O, her şeye vekîldir.” (Nahl,62)
ilahi buyruğu gereği bu düzen Allah’ın Rab olmasının ve rahmetinin
tecellisidir.
Kitabımız
Kur’an’ı Kerim’de sık sık yer ve göklerden bahseden Yüce Allah(c.c.) âleme
işaret eder ve bu âlemi kendi varlığına delil göstererek varlığını ve birliğini
teyit eder. Allah’ın “Ol” (kün) emriyle mükemmel bir şekilde var olan âlemin
nasıl ve ne şekilde yaratıldığı detaylı olarak anlatılmaz ama yeryüzünün ve
gökyüzünün yedi kat olduğu zikredilir. Mükemmel bir şekilde yarattığı evrenin
gezegenlerle donatıldığını ve hepsinin de bir ölçü ve düzen içinde seyrettiğini
bildirir. Mahiyeti açıklanmayan bu muhteşem kâinatı “Her
göğe görevini vahyetti.” (Fussilet, 12)
sırrıyla insanın emrine vererek eksiksiz işlemesini sağladı.
Her
köşesi canlı ve cansız varlıklarla dolu bu muhteşem kâinat birbirleriyle uyum
içerisinde çalışmakta, hepsi bir gaye üzere hareket etmektedir. Gece ve gündüz,
yağmur ve dolu, yaz ve kış, rüzgâr ve bulut, deniz ve dağlar, ırmaklar ve
göller, hepsi şaşmaz bir düzen içerisinde Allah’ın fiillerinin ortaya çıkışını
ifade eder. Canlı ve cansız her şeyin insanlar için yaratılmış, insan da
yeryüzünde Allah’ın halifesi olarak O’nu bilmek, tanımak ve O’na ibadet etmekle
görevlendirilmiştir.
Allah
(c.c.) insanlardan başka, duyularla idrak edilemeyen, insanlar gibi şuur ve
iradeye sahip, Allah’ın emirlerine uymakla mükellef, mümin ve kâfir olabilen
varlıklar olan cinleri, Hz. Âdem’e secde emrine karşı gelip isyan eden, ilahi
rahmet ve huzurdan kovulmuş, kıyamete kadar mutlak kötülük kaynağı, insanın
apaçık düşmanı şeytanı, latif, görünmeyen ve duyularla hissedilmeyen, nurani ve
ruhani, hakikatlerini yalnızca Allah’ın bildiği, yemeyen, içmeyen, uyumayan,
erkek ve dişisi olmayan, nefsani duygulardan beri, şehvet hissinden azade, hata
ve günah işlemeyen melekleri de yaratandır.

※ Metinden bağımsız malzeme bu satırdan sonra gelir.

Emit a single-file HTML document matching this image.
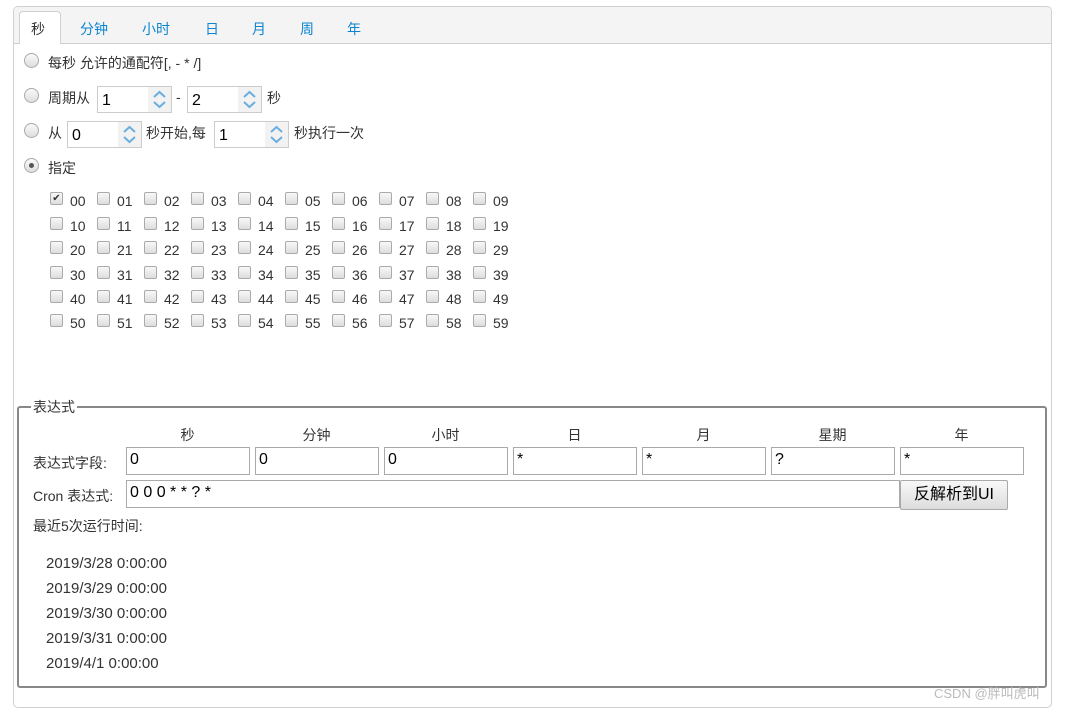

“O, yerde ne varsa hepsini sizin için yarattı. Sonra (kendine
has bir şekilde) semaya yöneldi, onu yedi gök olarak yaratıp düzenledi (tanzim
etti). O, her şeyi hakkıyla bilendir.” (Bakara, 29) ilahi emri gereği yaratılışı insan için, işleyiş
ve düzeni Allah tarafından var edilen dünyanın bir başlangıcı olduğu gibi bir
sonu da olacaktır. Önemli olan bu dünya hayatının anlamının ne olduğudur. Bir
imtihan yeri olarak nitelendirilen bu dünya öteki dünya için bir hazırlık
yeridir. Kulluk edilmeli, ibadetler aksatılmamalı, iyi ve güzel davranışlar
sergilenmeli, dünya ve ahiret mutluluğu gözetilmelidir. Dünyevi varlık ve
imkanlar Allah’ın rızasına ve ahiret kazancına müteallik kullanılmalıdır.
Mahiyeti
bilinmeyen ölüm, ruh ile bedenin birbirinden ayrılması şeklinde tarif edilir.

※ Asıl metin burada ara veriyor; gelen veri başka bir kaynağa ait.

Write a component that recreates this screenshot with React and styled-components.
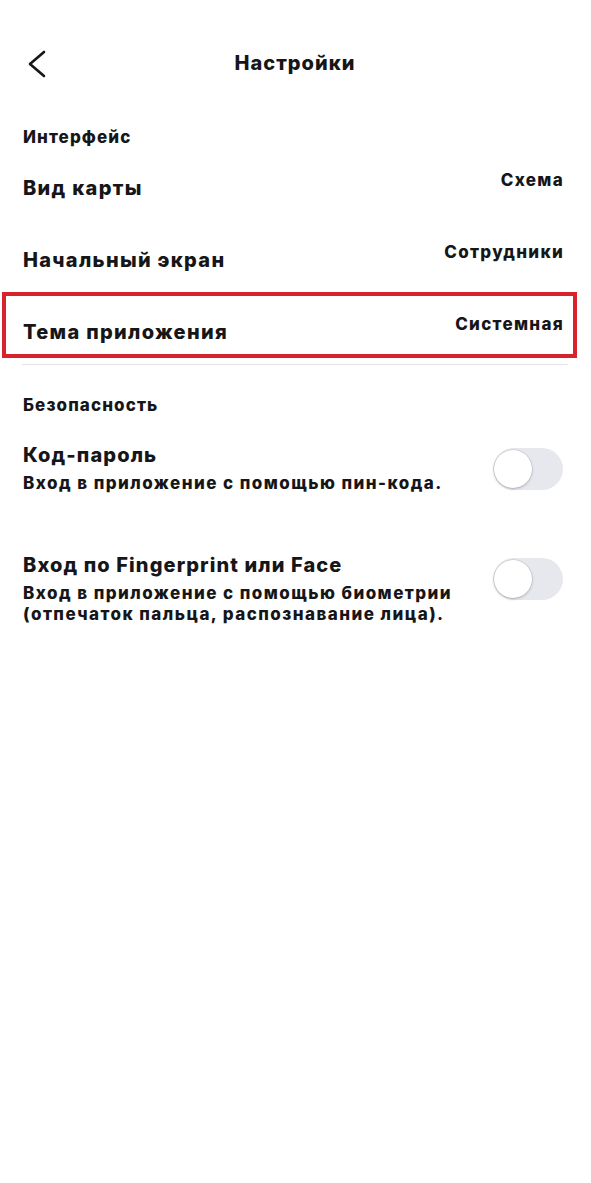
import React from "react";
import styled, { createGlobalStyle } from "styled-components";

const GlobalStyle = createGlobalStyle`
  html, body {
    margin: 0;
    padding: 0;
    background: #ffffff;
  }
  body {
    font-family: Inter, "Noto Sans", "DejaVu Sans", sans-serif;
    color: #161618;
  }
`;

const Screen = styled.div`
  width: 591px;
  min-height: 1183px;
  box-sizing: border-box;
  padding: 0 28px 0 23px;
  background: #ffffff;
`;

const Header = styled.header`
  height: 126px;
  display: flex;
  align-items: center;
  justify-content: center;
  position: relative;
`;

const BackButton = styled.button`
  position: absolute;
  left: 0;
  top: 49px;
  width: 28px;
  height: 30px;
  padding: 0;
  border: none;
  background: none;
  display: flex;
  align-items: center;
  justify-content: center;
  color: #161618;
  cursor: pointer;
`;

const Title = styled.h1`
  margin: 0 0 0 4px;
  font-size: 20px;
  font-weight: 800;
  letter-spacing: 1px;
`;

const SectionTitle = styled.h2`
  margin: ${p => p.$top || 0}px 0 0;
  font-size: 17px;
  line-height: 22px;
  font-weight: 800;
  letter-spacing: 1.1px;
`;

const List = styled.div`
  display: flex;
  flex-direction: column;
  gap: 8px;
`;

const Row = styled.div`
  height: ${p => (p.$highlighted ? 66 : 64)}px;
  box-sizing: border-box;
  display: flex;
  align-items: center;
  justify-content: space-between;
  margin: ${p => (p.$highlighted ? "0 -14px 0 -21px" : "0")};
  padding: ${p => (p.$highlighted ? "0 10px 2px 17px" : "0")};
  border: ${p => (p.$highlighted ? "4px solid #d8232c" : "none")};
`;

const RowLabel = styled.span`
  font-size: 20px;
  line-height: 24px;
  font-weight: 800;
  letter-spacing: 1.3px;
  padding-top: 15px;
`;

const RowValue = styled.span`
  font-size: 17px;
  line-height: 22px;
  font-weight: 800;
  letter-spacing: 1.3px;
  margin-right: -1px;
`;

const Divider = styled.hr`
  margin: 6px -5px 0 -1px;
  border: none;
  border-top: 1.5px solid #e3e3e6;
`;

const ToggleRow = styled.div`
  display: flex;
  align-items: flex-start;
  justify-content: space-between;
  gap: 16px;
  margin-top: ${p => p.$top}px;
`;

const ToggleText = styled.div`
  display: flex;
  flex-direction: column;
`;

const ToggleTitle = styled.span`
  font-size: 20px;
  line-height: 26px;
  font-weight: 800;
  letter-spacing: 1.1px;
`;

const ToggleHint = styled.span`
  font-size: 17px;
  line-height: 21px;
  font-weight: 800;
  letter-spacing: 1.45px;
  margin-top: 5px;
`;

const Switch = styled.span`
  flex: none;
  margin-top: 6px;
  width: 70px;
  height: 42px;
  border-radius: 21px;
  background: #e7e8ed;
  position: relative;

  &::after {
    content: "";
    position: absolute;
    left: 1px;
    top: 2px;
    width: 38px;
    height: 38px;
    border-radius: 50%;
    background: #ffffff;
    box-shadow: 0 1px 3px rgba(0, 0, 0, 0.22), 0 0 0 0.5px rgba(0, 0, 0, 0.12);
  }
`;

function Chevron() {
  return (
    <svg width="20" height="28" viewBox="0 0 20 28" fill="none">
      <path d="M17 2 L3 14 L17 26" stroke="currentColor" strokeWidth="2.6" strokeLinecap="round" strokeLinejoin="round" />
    </svg>
  );
}

const interfaceRows = [
  { label: "Вид карты", value: "Схема" },
  { label: "Начальный экран", value: "Сотрудники" },
  { label: "Тема приложения", value: "Системная", highlighted: true },
];

export default function App() {
  return (
    <Screen>
      <GlobalStyle />
      <Header>
        <BackButton aria-label="Назад">
          <Chevron />
        </BackButton>
        <Title>Настройки</Title>
      </Header>

      <SectionTitle>Интерфейс</SectionTitle>
      <List>
        {interfaceRows.map(row => (
          <Row key={row.label} $highlighted={row.highlighted}>
            <RowLabel>{row.label}</RowLabel>
            <RowValue>{row.value}</RowValue>
          </Row>
        ))}
      </List>
      <Divider />

      <SectionTitle $top={29}>Безопасность</SectionTitle>
      <ToggleRow $top={26}>
        <ToggleText>
          <ToggleTitle>Код-пароль</ToggleTitle>
          <ToggleHint>Вход в приложение с помощью пин-кода.</ToggleHint>
        </ToggleText>
        <Switch />
      </ToggleRow>
      <ToggleRow $top={58}>
        <ToggleText>
          <ToggleTitle>Вход по Fingerprint или Face</ToggleTitle>
          <ToggleHint>
            Вход в приложение с помощью биометрии
            <br />
            (отпечаток пальца, распознавание лица).
          </ToggleHint>
        </ToggleText>
        <Switch />
      </ToggleRow>
    </Screen>
  );
}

Ölümsüz olan ruh bedeni terk edince toprak olan bedenle birlikte dünya hayatı
son bulur. “Kalkmak, dikilmek, ayakta durmak” anlamlarına gelen kıyamet
gelir ardından. İnkârı mümkün olmayan kesin bir gerçek olan ölüm ile son bulan
dünya hayatından sonra ölüm ötesi hayat başlar. Onun da ilk durağı kabirdir.
Kıyamet ve ahirete doğru giden bir hayat başlar. “Son olan, son gün”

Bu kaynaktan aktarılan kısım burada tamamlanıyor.